To give away total control
Telling each other where we are demonstrates trust and, above all, reliability: it's a preemptive certification. And it turns the control of our movements into a test, a thermometer of willingness: the more you tell me where you are, the less you have to hide. It's much more powerful than handing over your phone - remember, there was a time when, in the midst of certain marital disputes, a husband would get himself out of trouble by offering to show his entire messaging archive, so that his wife could verify that he had nothing to hide.
Now, it's about love, flirting, courtship. And a cage.
But more than erasing infidelity, geolocation serves to surrender oneself to the other, to tell them: I don't take a step without you knowing, I carry you with me, we are roommates, cohabitants on a map.
Before, geolocation was a matter of necessity: it was used exclusively to reach each other. Now, it's about love , flirting, courtship. And a cage. The New York Times wrote that some friendships are put to the test by what is becoming, in fact, a need not to meet but to monitor: a moderated, agreed-upon, consensual form of stalking , but still stalking.

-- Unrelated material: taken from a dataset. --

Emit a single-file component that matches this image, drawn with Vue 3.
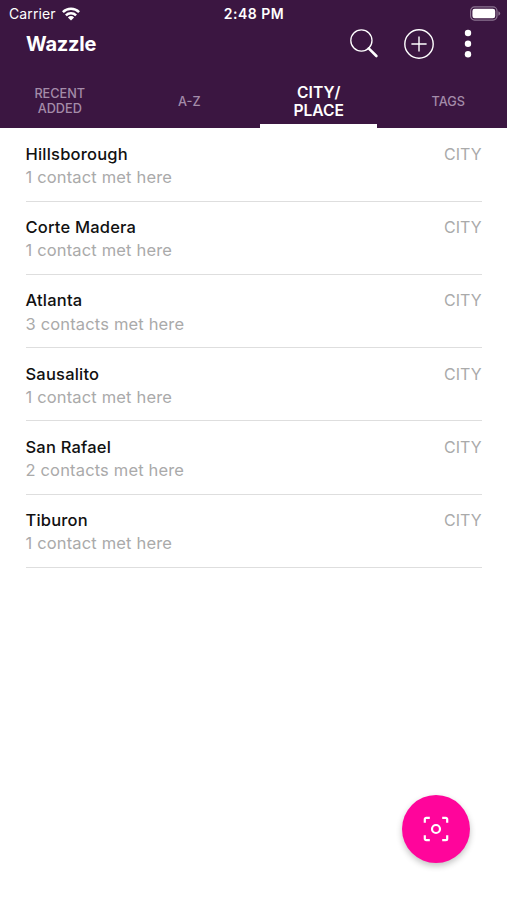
<script setup>
import { ref } from 'vue'

const tabs = [
  { id: 'recent', lines: ['RECENT', 'ADDED'] },
  { id: 'az', lines: ['A-Z'] },
  { id: 'city', lines: ['CITY/', 'PLACE'] },
  { id: 'tags', lines: ['TAGS'] },
]
const active = ref('city')

const places = [
  { name: 'Hillsborough', count: 1 },
  { name: 'Corte Madera', count: 1 },
  { name: 'Atlanta', count: 3 },
  { name: 'Sausalito', count: 1 },
  { name: 'San Rafael', count: 2 },
  { name: 'Tiburon', count: 1 },
]
</script>

<template>
  <div class="screen">
    <header class="header">
      <div class="status">
        <div class="carrier">
          <span>Carrier</span>
          <svg class="wifi" width="18" height="14" viewBox="0 0 18 14">
            <g fill="none" stroke="#fff" stroke-width="2.5">
              <path d="M0.9 5.2a11.5 11.5 0 0 1 16.2 0" />
              <path d="M3.9 8.3a7.2 7.2 0 0 1 10.2 0" />
            </g>
            <path d="M5.9 10.4a4.4 4.4 0 0 1 6.2 0L9 13.6z" fill="#fff" />
          </svg>
        </div>
        <span class="time">2:48 PM</span>
        <div class="power">
          <svg width="31" height="15" viewBox="0 0 31 15">
            <rect x="0.6" y="0.9" width="26.4" height="13.2" rx="4" fill="none" stroke="#8c7491" stroke-width="1.2" />
            <rect x="2.4" y="2.7" width="22.8" height="9.6" rx="2.3" fill="#fff" />
            <path d="M28.4 5.2q1.8.7 1.8 2.3t-1.8 2.3z" fill="#8c7491" />
          </svg>
        </div>
      </div>
      <div class="toolbar">
        <h1 class="title">Wazzle</h1>
        <div class="actions">
          <svg width="30" height="30" viewBox="0 0 30 30" fill="none" stroke="#fff">
            <circle cx="12.4" cy="11.5" r="10.6" stroke-width="1.3" />
            <path d="M19.7 19.3L27.4 27" stroke-width="2.6" stroke-linecap="round" />
          </svg>
          <svg width="32" height="32" viewBox="0 0 32 32" fill="none" stroke="#fff" stroke-width="1.4">
            <circle cx="16" cy="16" r="14.2" />
            <path d="M16 8.4v15.2M8.4 16h15.2" />
          </svg>
          <svg class="more" width="8" height="30" viewBox="0 0 8 30" fill="#fff">
            <circle cx="4" cy="4" r="3.2" />
            <circle cx="4" cy="14.7" r="3.2" />
            <circle cx="4" cy="25.3" r="3.2" />
          </svg>
        </div>
      </div>
      <nav class="tabs">
        <button
          v-for="tab in tabs"
          :key="tab.id"
          class="tab"
          :class="{ active: tab.id === active }"
          @click="active = tab.id"
        >
          <span v-for="line in tab.lines" :key="line">{{ line }}</span>
        </button>
      </nav>
    </header>

    <main class="list">
      <article v-for="place in places" :key="place.name" class="row">
        <div>
          <div class="name">{{ place.name }}</div>
          <div class="met">{{ place.count }} {{ place.count === 1 ? 'contact' : 'contacts' }} met here</div>
        </div>
        <span class="kind">CITY</span>
      </article>
    </main>

    <button class="scan" aria-label="Scan">
      <svg width="26" height="26" viewBox="0 0 26 26" fill="none" stroke="#fff" stroke-width="2.2">
        <path d="M1.8 6.8V3.2a1.4 1.4 0 0 1 1.4-1.4h3.6M19.2 1.8h3.6a1.4 1.4 0 0 1 1.4 1.4v3.6M24.2 19.2v3.6a1.4 1.4 0 0 1-1.4 1.4h-3.6M6.8 24.2H3.2a1.4 1.4 0 0 1-1.4-1.4v-3.6" />
        <circle cx="13" cy="13" r="4" />
      </svg>
    </button>
  </div>
</template>

<style>
body {
  margin: 0;
  background: #fff;
}
</style>

<style scoped>
.screen {
  position: relative;
  height: 900px;
  overflow: hidden;
  background: #fff;
  font-family: Inter, "Liberation Sans", sans-serif;
}
.header {
  height: 127.6px;
  background: #3b1641;
  color: #fff;
}
.status {
  display: grid;
  grid-template-columns: 1fr auto 1fr;
  align-items: center;
  height: 27px;
  padding: 0 6px 0 9px;
  font-size: 14px;
}
.carrier {
  display: flex;
  align-items: center;
  gap: 6px;
  letter-spacing: 0.1px;
}
.wifi {
  display: block;
}
.time {
  margin-right: 2px;
  font-weight: 600;
  letter-spacing: 0.5px;
}
.power {
  display: flex;
  justify-content: flex-end;
}
.toolbar {
  display: flex;
  justify-content: space-between;
  align-items: center;
  height: 34px;
  padding: 0 35px 0 26px;
}
.title {
  margin: 0;
  font-size: 20px;
  font-weight: 700;
  line-height: 34px;
  letter-spacing: -0.2px;
}
.actions {
  display: flex;
  align-items: center;
  gap: 24px;
}
.more {
  margin-left: 5px;
}
.tabs {
  display: grid;
  grid-template-columns: repeat(4, 117.5px);
  justify-content: center;
  column-gap: 12px;
  height: 66.6px;
}
.tab {
  display: flex;
  flex-direction: column;
  align-items: center;
  justify-content: center;
  padding: 14px 0 0 1px;
  border: 0;
  background: none;
  color: #a48ca9;
  font: 500 12.7px/15px Inter, "Liberation Sans", sans-serif;
}
.tab.active {
  color: #fff;
  font-size: 15.6px;
  font-weight: 600;
  line-height: 18.5px;
  padding-top: 20px;
  border-bottom: 4px solid #fff;
}
.list {
  padding: 0.8px 25.5px 0;
}
.row {
  display: flex;
  justify-content: space-between;
  box-sizing: border-box;
  height: 73.25px;
  padding-top: 14.4px;
  border-bottom: 1px solid #dedede;
  line-height: 23.4px;
}
.name {
  color: #111;
  font-size: 16.5px;
  font-weight: 500;
  letter-spacing: 0.2px;
}
.met,
.kind {
  color: #aaa;
  font-size: 16px;
}
.met {
  font-size: 16.5px;
  letter-spacing: 0.16px;
}
.scan {
  position: absolute;
  left: 402px;
  top: 795px;
  display: flex;
  align-items: center;
  justify-content: center;
  width: 68px;
  height: 68px;
  padding: 0;
  border: 0;
  border-radius: 50%;
  background: #ff059b;
  box-shadow: 0 3px 6px rgba(0, 0, 0, 0.24);
}
</style>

If Francesca goes to the park without telling Daniela, and Daniela discovers it when she asks her to share her location, there's trouble: Daniela falls into a tragic whirlwind of jealousy, resentment and feelings of abandonment. Betrayal happens with much less than a lover: betrayal happens by not sharing the intention to go for a walk, by keeping a visit to the museum to oneself, by avoiding company. Betrayal happens in silence.
On the bright side...
Of course, there's also the positive side, which is quite complex as well: reassurance, above all. Parents who, in the past, when their children didn't answer the phone, resorted to more serious solutions to survive their anxiety (some: calling the police, news broadcasters, classmates, other parents, the mayor, emergency services, firefighters and so on to ask if they had seen their offspring and, if yes, where, when, with whom, wearing what) — they now have a very valuable ally.

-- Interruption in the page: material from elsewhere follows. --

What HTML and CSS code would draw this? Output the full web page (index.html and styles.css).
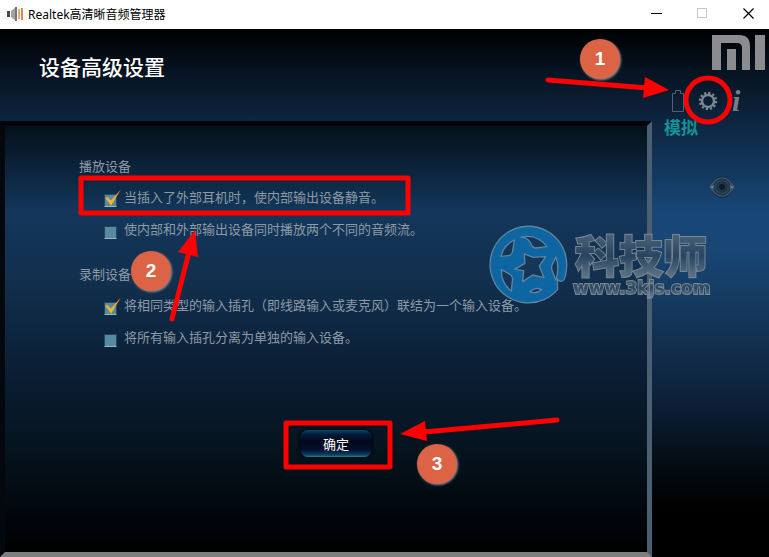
FILE: index.html
```html
<!DOCTYPE html>
<html lang="zh-CN">
<head>
  <meta charset="UTF-8" />
  <meta name="viewport" content="width=device-width, initial-scale=1.0"/>
  <title>Realtek高清晰音频管理器</title>
  <link rel="stylesheet" href="styles.css">
</head>
<body>
  <header class="titlebar">
    <svg class="app-icon" width="18" height="16" viewBox="0 0 18 16" aria-hidden="true">
      <path d="M1 5h3v6H1z" fill="#4a4a4a"/>
      <path d="M5 5l5-4v14l-5-4z" fill="#a3a3a3"/>
      <path d="M9 1h2v14H9z" fill="#777"/>
      <path d="M13 3v10" stroke="#e8a878" stroke-width="2"/>
      <path d="M16 2v12" stroke="#dc8850" stroke-width="2"/>
    </svg>
    <span class="app-name">Realtek高清晰音频管理器</span>
    <div class="window-controls">
      <button type="button" aria-label="最小化">
        <svg width="11" height="11" viewBox="0 0 11 11"><path d="M0 5.5h11" stroke="#000"/></svg>
      </button>
      <button type="button" aria-label="最大化" disabled>
        <svg width="11" height="11" viewBox="0 0 11 11"><path d="M.5.5h9v9h-9z" fill="none" stroke="#c4c4c4"/></svg>
      </button>
      <button type="button" aria-label="关闭">
        <svg width="11" height="11" viewBox="0 0 11 11"><path d="M.5.5l10 10m0-10l-10 10" stroke="#000" stroke-width="1.2"/></svg>
      </button>
    </div>
  </header>

  <div class="app">
    <main class="main">
      <h1>设备高级设置</h1>
      <form class="panel">
        <fieldset>
          <legend>播放设备</legend>
          <label><input type="checkbox" checked>当插入了外部耳机时，使内部输出设备静音。</label>
          <label><input type="checkbox">使内部和外部输出设备同时播放两个不同的音频流。</label>
        </fieldset>
        <fieldset>
          <legend>录制设备</legend>
          <label><input type="checkbox" checked>将相同类型的输入插孔（即线路输入或麦克风）联结为一个输入设备。</label>
          <label><input type="checkbox">将所有输入插孔分离为单独的输入设备。</label>
        </fieldset>
        <button type="button" class="btn-ok">确定</button>
      </form>
    </main>

    <aside class="sidebar">
      <svg class="brand" width="53" height="35" viewBox="0 0 53 35" role="img" aria-label="MI">
        <path d="M0 0h27q11 0 11 11v24h-8V13q0-5-5-5H9v27H0z" fill="#8b8c8f"/>
        <path d="M15 14h9v21h-9zM43 0h10v35H43z" fill="#8b8c8f"/>
      </svg>
      <div class="tools">
        <button type="button" aria-label="电源管理">
          <svg width="12" height="22" viewBox="0 0 12 22"><path d="M.5 3.500h3v-3h5v3h3v18H.5z" fill="none" stroke="#536170"/></svg>
        </button>
        <button type="button" aria-label="设置">
          <svg width="20" height="20" viewBox="-10 -10 20 20">
            <circle r="6" fill="none" stroke="#7f8790" stroke-width="2.400"/>
            <circle r="8" fill="none" stroke="#7f8790" stroke-width="2.400" stroke-dasharray="2.200 1.989"/>
          </svg>
        </button>
        <button type="button" class="info" aria-label="信息">i</button>
      </div>
      <h2>模拟</h2>
      <button type="button" class="jack" aria-label="模拟插孔">
        <svg width="26" height="24" viewBox="0 0 26 24">
          <circle cx="13" cy="12" r="11" fill="#16344f"/>
          <path d="M1 12Q6 3 13 3t12 9Q20 21 13 21T1 12z" fill="#2f4a62" stroke="#4a6279"/>
          <path d="M1 12l4-2v4zM25 12l-4-2v4z" fill="#6c8598"/>
          <circle cx="13" cy="12" r="8" fill="#2c4052" stroke="#1b2f43"/>
          <circle cx="13" cy="12" r="5" fill="#24384b" stroke="#182c40"/>
          <circle cx="13" cy="12" r="3" fill="#0b1826"/>
        </svg>
      </button>
    </aside>
  </div>

  <svg class="overlay" width="769" height="557" viewBox="0 0 769 557">
    <defs>
      <linearGradient id="steel" x1="0" y1="0" x2="0" y2="1">
        <stop offset="0" stop-color="#5c7084"/>
        <stop offset=".5" stop-color="#2a4560"/>
        <stop offset="1" stop-color="#7b8c9b"/>
      </linearGradient>
    </defs>

    <!-- site watermark -->
    <g class="watermark">
      <g transform="translate(485 220) scale(.3333)" stroke="#6189a6" stroke-width="4" stroke-linejoin="round">
        <path d="M218 208A115 115 0 1 1 244 150Q241 184 229 184Q219 184 217 176z" fill="#0d69a6"/>
        <g fill="#173759">
          <path d="M48 109Q56 76 88 60L83 94Q79 107 69 107z"/>
          <path d="M108 52Q155 40 186 80L152 84Q142 83 136 68Q128 52 108 52z"/>
          <path d="M49 149L75 163Q85 170 82 184L79 213Q48 189 49 149z"/>
          <path d="M134 215L148 207Q158 203 170 209Q154 223 134 215z"/>
          <path d="M213 111Q224 142 213 181L201 151Q197 141 202 133z"/>
          <path d="M118 102L145 112L182 110L163 138L177 173L143 165L113 185L116 152L89 148L120 130z"/>
        </g>
      </g>
      <text class="mark-name" x="575" y="273">科技师</text>
      <text class="mark-url" x="573" y="294">www.3kjs.com</text>
    </g>

    <!-- walkthrough marks -->
    <g class="marks">
      <rect x="81" y="178" width="327" height="35"/>
      <rect x="286" y="423" width="104" height="44"/>
      <circle cx="708" cy="100" r="22"/>
      <path d="M548 80L648 88M172 319L189 252M557 420L424 432"/>
    </g>
    <path fill="#f00" d="M669 90L643 98L645 77zM195 230L198 257L178 252zM400 434L425 421L427 441z"/>
    <g class="badges">
      <circle cx="600" cy="59" r="20"/>
      <circle cx="151" cy="271" r="20"/>
      <circle cx="437" cy="464" r="20"/>
      <text x="600" y="65">1</text>
      <text x="151" y="277">2</text>
      <text x="437" y="470">3</text>
    </g>
  </svg>
</body>
</html>
```

FILE: styles.css
```css
:root {
  --text: #8d9aa6;
  --teal: #149296;
  --mark: #ff0000;
  --badge: #dc6346;
}

* {
  box-sizing: border-box;
}

body {
  margin: 0;
  min-height: 100vh;
  display: flex;
  flex-direction: column;
  position: relative;
  overflow: hidden;
  font-family: "Noto Sans", "Noto Sans CJK SC", sans-serif;
  font-size: 13px;
  color: var(--text);
}

button {
  padding: 0;
  border: 0;
  background: none;
  color: inherit;
  font: inherit;
  cursor: pointer;
}

svg {
  display: block;
}

.titlebar {
  display: flex;
  align-items: center;
  height: 29px;
  padding: 0 0 2px 6px;
  background: #fff;
  color: #000;
  font-size: 12px;
}

.app-icon {
  margin-right: 4px;
}

.window-controls {
  display: flex;
  align-self: stretch;
  margin-left: auto;
  margin-right: -2px;
}

.window-controls button {
  width: 46px;
  display: grid;
  place-items: center;
}

.app {
  flex: 1;
  display: flex;
  background: linear-gradient(#000 0, #06121f 40px, #0d2540 92px, #184777 185px, #184675 220px, #12304f 312px, #0b1c33 385px, #040f18 425px, #000 480px);
}

.main {
  flex: 1;
  display: flex;
  flex-direction: column;
}

h1 {
  margin: 0;
  padding: 22px 39px 0;
  height: 92px;
  color: #fff;
  font-size: 21px;
  font-weight: 500;
  line-height: 32px;
}

.panel {
  flex: 1;
  display: flex;
  flex-direction: column;
  gap: 20px;
  padding: 30px 74px 0;
  border: 5px solid;
  border-color: #02060b #4b5f72 #7d7e80 #03080f;
  background: linear-gradient(#04101a 0, #13365a 85px, #12304f 150px, #0a1d33 250px, #05131d 325px, #01060c 390px, #000 100%);
}

fieldset {
  display: flex;
  flex-direction: column;
  min-width: 0;
  margin: 0;
  padding: 4px 0 0 25px;
  border: 0;
}

legend {
  margin-left: -25px;
  padding: 0;
  line-height: 20px;
}

label {
  display: flex;
  align-items: center;
  gap: 7px;
  height: 32px;
  white-space: nowrap;
}

input[type="checkbox"] {
  appearance: none;
  position: relative;
  width: 13px;
  height: 13px;
  margin: 8px 0 0;
  border: 1px solid #23485e;
  border-bottom-color: #a3b4bb;
  background: #568aa2;
}

input[type="checkbox"]:checked::after {
  content: "";
  position: absolute;
  left: 0;
  top: -5px;
  width: 16px;
  height: 16px;
  background: linear-gradient(#ee8e28, #f3c52f);
  clip-path: polygon(0 52%, 18% 47%, 36% 68%, 100% 0, 38% 100%);
}

.btn-ok {
  align-self: center;
  width: 72px;
  height: 27px;
  margin: 58px 0 0 20px;
  border-radius: 8px;
  background: linear-gradient(#0b4a68 0, #061d3d 4px, #02071b 11px, #04102c 20px, #0b4362 25px, #278299 27px);
  box-shadow: 0 0 2px 1px #01060c;
  color: #fff;
}

.sidebar {
  width: 117px;
  display: flex;
  flex-direction: column;
  padding: 6px 4px 0 12px;
}

.brand {
  align-self: flex-end;
}

.tools {
  display: flex;
  align-items: center;
  gap: 14px;
  height: 30px;
  margin: 16px 0 0 8px;
}

.info {
  color: #747f8a;
  font-family: "Liberation Serif", serif;
  font-size: 30px;
  font-style: italic;
  font-weight: bold;
  line-height: 30px;
}

h2 {
  margin: 0;
  color: var(--teal);
  font-size: 17px;
  font-weight: 700;
  line-height: 24px;
}

.jack {
  align-self: center;
  margin: 35px 0 0 15px;
}

.overlay {
  position: absolute;
  left: 0;
  top: 0;
  pointer-events: none;
}

.watermark {
  opacity: 0.95;
}

.mark-name,
.mark-url {
  fill: url(#steel);
  stroke: #7b8994;
  paint-order: stroke;
  stroke-width: 2px;
}

.mark-name {
  font-size: 44px;
  font-weight: 900;
}

.mark-url {
  font-family: "DejaVu Sans", sans-serif;
  font-size: 17px;
  font-weight: bold;
}

.marks {
  fill: none;
  stroke: var(--mark);
  stroke-width: 5px;
  stroke-linecap: round;
  stroke-linejoin: round;
}

.badges circle {
  fill: var(--badge);
  filter: drop-shadow(1px 1px 1px #8b9296);
}

.badges text {
  fill: #fff;
  font-family: "Liberation Sans", sans-serif;
  font-size: 19px;
  font-weight: bold;
  text-anchor: middle;
}
```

Then, there are generous Gen Z philanthropists who connect to their friends' geolocation apps for a simple reason: seeing them move, shift, makes them happy. Elisa gets excited knowing that Olga is heading to the beach, and instead of imagining her in a car, or on a bike, or not imagining her at all, she wants to see her zoom by, in the form of a dot, a cursor, on Google Maps.
It's a joy similar to the one we feel when we look at an electrocardiogram of a loved one (or even a stranger) and understand they're alive from the signs, the impulses.